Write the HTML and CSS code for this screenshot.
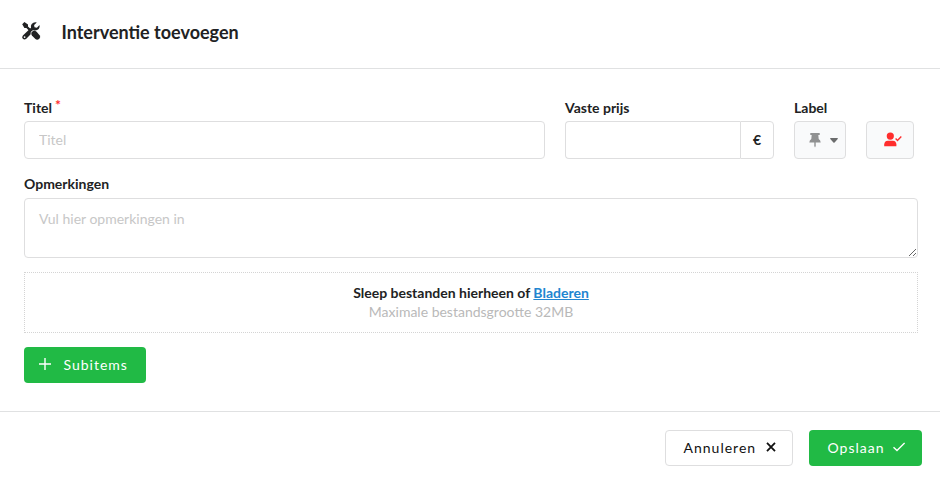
FILE: index.html
```
<!DOCTYPE html>
<html lang="nl">
<head>
  <meta charset="UTF-8" />
  <meta name="viewport" content="width=device-width, initial-scale=1" />
  <title>Interventie toevoegen</title>
  <link rel="stylesheet" href="styles.css">
</head>
<body>

  <form class="modal">
    <div class="header">
      <svg class="tools-icon" viewBox="0 0 20 20" width="20" height="20">
        <path class="shape" d="M1.2 3.2 3.4 1 7 3.4V5.4L10.2 8.6 8.6 10.2 5.4 7H3.4Z" />
        <path class="shape" d="M10.4 11.6 12 10Q14 9 15.6 10.8L18.6 14.2Q20 16 18.3 17.8 16.2 19.6 14.4 18L10.9 14.6Q10 13.4 10.4 11.6Z" />
        <path class="shape" d="M18.5 4.1 15.9 6.7 13.5 6.3 13.1 4 15.8 1.4Q12.7.6 10.7 2.9 9.5 4.6 10 6.7L1.9 14.5Q.4 16.3 1.8 17.8 3.5 19.3 5.3 17.8L9.7 13.3Q9.2 11.4 10.5 10.3 11.6 9 13.2 9.5 16 9.9 17.7 8.1 19.2 6.3 18.5 4.1Z" />
        <circle class="hole" cx="3.6" cy="16.1" r=".9" />
      </svg>
      <h1>Interventie toevoegen</h1>
    </div>

    <div class="content">
      <div class="fields">
        <div class="field field-title">
          <label for="titel">Titel<span class="required">*</span></label>
          <input type="text" id="titel" placeholder="Titel" />
        </div>
        <div class="field field-price">
          <label for="prijs">Vaste prijs</label>
          <div class="labeled-input">
            <input type="text" id="prijs" />
            <div class="unit">€</div>
          </div>
        </div>
        <div class="field field-label">
          <label>Label</label>
          <button type="button" class="picker">
            <svg class="pin-icon" viewBox="0 0 12 16" width="12" height="16">
              <path d="M1.3 1H10.7V3H9.3L9.7 7Q11.6 8.3 11.7 10.4H.3Q.4 8.3 2.3 7L2.7 3H1.3ZM5.3 10.4H6.7V14L6 15.4 5.3 14Z" />
            </svg>
            <svg class="caret-icon" viewBox="0 0 8 5" width="8" height="5">
              <path d="M.6 0H7.4Q8.2.2 7.7 1L4.6 4.5Q4 5 3.4 4.5L.3 1Q-.2.2.6 0Z" />
            </svg>
          </button>
        </div>
        <div class="field field-user">
          <button type="button" class="user-button">
            <svg class="user-icon" viewBox="0 0 18 15" width="18" height="15">
              <circle cx="6.3" cy="4.1" r="3.6" />
              <path d="M.2 14.2V12.4Q.4 8.9 3.8 8.7H8.9Q12.2 8.9 12.4 12.4V14.2Z" />
              <path class="tick" d="M11.6 6.6 13.5 8.4 17.3 4.6" />
            </svg>
          </button>
        </div>
      </div>

      <div class="field field-remarks">
        <label for="opmerkingen">Opmerkingen</label>
        <textarea id="opmerkingen" placeholder="Vul hier opmerkingen in"></textarea>
      </div>

      <div class="dropzone">
        <div class="drop-text">Sleep bestanden hierheen of <a href="#">Bladeren</a></div>
        <div class="drop-hint">Maximale bestandsgrootte 32MB</div>
      </div>

      <button type="button" class="button green subitems">
        <svg class="line-icon" viewBox="0 0 12 12" width="12" height="12"><path d="M6 0V12M0 6H12" /></svg>
        <span>Subitems</span>
      </button>
    </div>

    <div class="actions">
      <button type="button" class="button cancel">
        <span>Annuleren</span>
        <svg class="line-icon thick" viewBox="0 0 10 10" width="10" height="10"><path d="M1 .8 9 9.2M9 .8 1 9.2" /></svg>
      </button>
      <button type="button" class="button green save">
        <span>Opslaan</span>
        <svg class="line-icon" viewBox="0 0 12 10" width="12" height="10"><path d="M.5 5.2 4 8.6 11.6 .9" /></svg>
      </button>
    </div>
  </form>

</body>
</html>
```
FILE: styles.css
```
* { box-sizing: border-box; margin: 0; padding: 0; font-family: Lato, sans-serif; }

body {
  background: #fff;
  color: #212223;
  font-size: 14px;
}

.header {
  display: flex;
  align-items: center;
  height: 69px;
  padding: 0 22px 6px 21px;
  border-bottom: 1px solid #e0e1e2;
}

.tools-icon .shape {
  fill: #212223;
}

.tools-icon .hole {
  fill: #fff;
}

h1 {
  margin-left: 20.5px;
  padding-top: 2px;
  font-size: 18px;
  font-weight: 700;
}

.content {
  height: 342px;
  padding: 29px 22px 0 24px;
}

.fields {
  display: flex;
  align-items: flex-end;
  margin-bottom: 15px;
}

.field label {
  display: block;
  height: 19px;
  margin-bottom: 4px;
  font-size: 14px;
  line-height: 19px;
  font-weight: 700;
}

.required {
  margin-left: 3px;
  color: #ff2d2d;
  position: relative;
  top: -3px;
}

.field-title { width: 521px; margin-right: 20px; }
.field-price { width: 209px; margin-right: 20px; }
.field-label { width: 52px; margin-right: 20px; }
.field-user { width: 48px; }

input, textarea {
  display: block;
  width: 100%;
  border: 1px solid #dededf;
  border-radius: 4px;
  padding: 0 14px;
  font-size: 14px;
  background: #fff;
  outline: none;
}

input {
  height: 38px;
  padding-bottom: 2px;
}

textarea {
  height: 60px;
  padding-top: 11px;
  line-height: 18px;
  resize: vertical;
}

::placeholder {
  color: #c7c7c7;
}

.labeled-input {
  display: flex;
}

.labeled-input input {
  flex: 1;
  min-width: 0;
  border-right: none;
  border-radius: 4px 0 0 4px;
}

.unit {
  width: 34px;
  border: 1px solid #dededf;
  border-radius: 0 4px 4px 0;
  line-height: 36px;
  text-align: center;
  font-weight: 700;
}

.picker, .user-button {
  display: flex;
  align-items: center;
  width: 100%;
  height: 38px;
  border: 1px solid #dededf;
  border-radius: 4px;
  background: #f9fafb;
  cursor: pointer;
}

.picker {
  padding-left: 14px;
  gap: 9px;
}

.pin-icon { fill: #909192; }
.caret-icon { fill: #6b6c6d; }

.user-button {
  padding: 0 0 1px 17px;
}

.user-icon {
  fill: #ff2d2d;
}

.user-icon .tick {
  fill: none;
  stroke: #ff2d2d;
  stroke-width: 1.4;
}

.field-remarks {
  margin-bottom: 14px;
}

.field-remarks label {
  margin-bottom: 5px;
}

.dropzone {
  height: 61px;
  margin-bottom: 14px;
  padding-top: 10px;
  border: 1px dotted #d4d4d4;
  text-align: center;
}

.drop-text {
  font-weight: 700;
  line-height: 19px;
}

.drop-text a {
  color: #2185d0;
}

.drop-hint {
  color: #b9b9b9;
  line-height: 20px;
}

.button {
  display: flex;
  align-items: center;
  height: 36px;
  padding-bottom: 2px;
  border: none;
  border-radius: 4px;
  font-size: 14px;
  letter-spacing: 1px;
  cursor: pointer;
}

.green {
  background: #21ba45;
  color: #fff;
}

.line-icon {
  fill: none;
  stroke: currentColor;
  stroke-width: 1.4;
}

.line-icon.thick {
  stroke-width: 1.8;
}

.subitems {
  width: 122px;
  padding-left: 15px;
  gap: 12.5px;
}

.actions {
  display: flex;
  justify-content: flex-end;
  gap: 16px;
  height: 66px;
  padding: 18px 18px 0;
  border-top: 1px solid #e0e1e2;
}

.cancel {
  width: 128px;
  padding-left: 17.5px;
  gap: 9.5px;
  border: 1px solid #dededf;
  background: #fff;
  color: #111;
}

.save {
  width: 113px;
  padding-left: 18.5px;
  gap: 8.5px;
}
```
++++++++++++++++++++
OBJECTIVE
Restate the whole listing above exactly, except for its images.

PROBLEM SOLUTION
Write the HTML and CSS code for this screenshot.
FILE: index.html
```
<!DOCTYPE html>
<html lang="nl">
<head>
  <meta charset="UTF-8" />
  <meta name="viewport" content="width=device-width, initial-scale=1" />
  <title>Interventie toevoegen</title>
  <link rel="stylesheet" href="styles.css">
</head>
<body>

  <form class="modal">
    <div class="header">
      <svg class="tools-icon" viewBox="0 0 20 20" width="20" height="20">
        <path class="shape" d="M1.2 3.2 3.4 1 7 3.4V5.4L10.2 8.6 8.6 10.2 5.4 7H3.4Z" />
        <path class="shape" d="M10.4 11.6 12 10Q14 9 15.6 10.8L18.6 14.2Q20 16 18.3 17.8 16.2 19.6 14.4 18L10.9 14.6Q10 13.4 10.4 11.6Z" />
        <path class="shape" d="M18.5 4.1 15.9 6.7 13.5 6.3 13.1 4 15.8 1.4Q12.7.6 10.7 2.9 9.5 4.6 10 6.7L1.9 14.5Q.4 16.3 1.8 17.8 3.5 19.3 5.3 17.8L9.7 13.3Q9.2 11.4 10.5 10.3 11.6 9 13.2 9.5 16 9.9 17.7 8.1 19.2 6.3 18.5 4.1Z" />
        <circle class="hole" cx="3.6" cy="16.1" r=".9" />
      </svg>
      <h1>Interventie toevoegen</h1>
    </div>

    <div class="content">
      <div class="fields">
        <div class="field field-title">
          <label for="titel">Titel<span class="required">*</span></label>
          <input type="text" id="titel" placeholder="Titel" />
        </div>
        <div class="field field-price">
          <label for="prijs">Vaste prijs</label>
          <div class="labeled-input">
            <input type="text" id="prijs" />
            <div class="unit">€</div>
          </div>
        </div>
        <div class="field field-label">
          <label>Label</label>
          <button type="button" class="picker">
            <svg class="pin-icon" viewBox="0 0 12 16" width="12" height="16">
              <path d="M1.3 1H10.7V3H9.3L9.7 7Q11.6 8.3 11.7 10.4H.3Q.4 8.3 2.3 7L2.7 3H1.3ZM5.3 10.4H6.7V14L6 15.4 5.3 14Z" />
            </svg>
            <svg class="caret-icon" viewBox="0 0 8 5" width="8" height="5">
              <path d="M.6 0H7.4Q8.2.2 7.7 1L4.6 4.5Q4 5 3.4 4.5L.3 1Q-.2.2.6 0Z" />
            </svg>
          </button>
        </div>
        <div class="field field-user">
          <button type="button" class="user-button">
            <svg class="user-icon" viewBox="0 0 18 15" width="18" height="15">
              <circle cx="6.3" cy="4.1" r="3.6" />
              <path d="M.2 14.2V12.4Q.4 8.9 3.8 8.7H8.9Q12.2 8.9 12.4 12.4V14.2Z" />
              <path class="tick" d="M11.6 6.6 13.5 8.4 17.3 4.6" />
            </svg>
          </button>
        </div>
      </div>

      <div class="field field-remarks">
        <label for="opmerkingen">Opmerkingen</label>
        <textarea id="opmerkingen" placeholder="Vul hier opmerkingen in"></textarea>
      </div>

      <div class="dropzone">
        <div class="drop-text">Sleep bestanden hierheen of <a href="#">Bladeren</a></div>
        <div class="drop-hint">Maximale bestandsgrootte 32MB</div>
      </div>

      <button type="button" class="button green subitems">
        <svg class="line-icon" viewBox="0 0 12 12" width="12" height="12"><path d="M6 0V12M0 6H12" /></svg>
        <span>Subitems</span>
      </button>
    </div>

    <div class="actions">
      <button type="button" class="button cancel">
        <span>Annuleren</span>
        <svg class="line-icon thick" viewBox="0 0 10 10" width="10" height="10"><path d="M1 .8 9 9.2M9 .8 1 9.2" /></svg>
      </button>
      <button type="button" class="button green save">
        <span>Opslaan</span>
        <svg class="line-icon" viewBox="0 0 12 10" width="12" height="10"><path d="M.5 5.2 4 8.6 11.6 .9" /></svg>
      </button>
    </div>
  </form>

</body>
</html>
```
FILE: styles.css
```
* { box-sizing: border-box; margin: 0; padding: 0; font-family: Lato, sans-serif; }

body {
  background: #fff;
  color: #212223;
  font-size: 14px;
}

.header {
  display: flex;
  align-items: center;
  height: 69px;
  padding: 0 22px 6px 21px;
  border-bottom: 1px solid #e0e1e2;
}

.tools-icon .shape {
  fill: #212223;
}

.tools-icon .hole {
  fill: #fff;
}

h1 {
  margin-left: 20.5px;
  padding-top: 2px;
  font-size: 18px;
  font-weight: 700;
}

.content {
  height: 342px;
  padding: 29px 22px 0 24px;
}

.fields {
  display: flex;
  align-items: flex-end;
  margin-bottom: 15px;
}

.field label {
  display: block;
  height: 19px;
  margin-bottom: 4px;
  font-size: 14px;
  line-height: 19px;
  font-weight: 700;
}

.required {
  margin-left: 3px;
  color: #ff2d2d;
  position: relative;
  top: -3px;
}

.field-title { width: 521px; margin-right: 20px; }
.field-price { width: 209px; margin-right: 20px; }
.field-label { width: 52px; margin-right: 20px; }
.field-user { width: 48px; }

input, textarea {
  display: block;
  width: 100%;
  border: 1px solid #dededf;
  border-radius: 4px;
  padding: 0 14px;
  font-size: 14px;
  background: #fff;
  outline: none;
}

input {
  height: 38px;
  padding-bottom: 2px;
}

textarea {
  height: 60px;
  padding-top: 11px;
  line-height: 18px;
  resize: vertical;
}

::placeholder {
  color: #c7c7c7;
}

.labeled-input {
  display: flex;
}

.labeled-input input {
  flex: 1;
  min-width: 0;
  border-right: none;
  border-radius: 4px 0 0 4px;
}

.unit {
  width: 34px;
  border: 1px solid #dededf;
  border-radius: 0 4px 4px 0;
  line-height: 36px;
  text-align: center;
  font-weight: 700;
}

.picker, .user-button {
  display: flex;
  align-items: center;
  width: 100%;
  height: 38px;
  border: 1px solid #dededf;
  border-radius: 4px;
  background: #f9fafb;
  cursor: pointer;
}

.picker {
  padding-left: 14px;
  gap: 9px;
}

.pin-icon { fill: #909192; }
.caret-icon { fill: #6b6c6d; }

.user-button {
  padding: 0 0 1px 17px;
}

.user-icon {
  fill: #ff2d2d;
}

.user-icon .tick {
  fill: none;
  stroke: #ff2d2d;
  stroke-width: 1.4;
}

.field-remarks {
  margin-bottom: 14px;
}

.field-remarks label {
  margin-bottom: 5px;
}

.dropzone {
  height: 61px;
  margin-bottom: 14px;
  padding-top: 10px;
  border: 1px dotted #d4d4d4;
  text-align: center;
}

.drop-text {
  font-weight: 700;
  line-height: 19px;
}

.drop-text a {
  color: #2185d0;
}

.drop-hint {
  color: #b9b9b9;
  line-height: 20px;
}

.button {
  display: flex;
  align-items: center;
  height: 36px;
  padding-bottom: 2px;
  border: none;
  border-radius: 4px;
  font-size: 14px;
  letter-spacing: 1px;
  cursor: pointer;
}

.green {
  background: #21ba45;
  color: #fff;
}

.line-icon {
  fill: none;
  stroke: currentColor;
  stroke-width: 1.4;
}

.line-icon.thick {
  stroke-width: 1.8;
}

.subitems {
  width: 122px;
  padding-left: 15px;
  gap: 12.5px;
}

.actions {
  display: flex;
  justify-content: flex-end;
  gap: 16px;
  height: 66px;
  padding: 18px 18px 0;
  border-top: 1px solid #e0e1e2;
}

.cancel {
  width: 128px;
  padding-left: 17.5px;
  gap: 9.5px;
  border: 1px solid #dededf;
  background: #fff;
  color: #111;
}

.save {
  width: 113px;
  padding-left: 18.5px;
  gap: 8.5px;
}
```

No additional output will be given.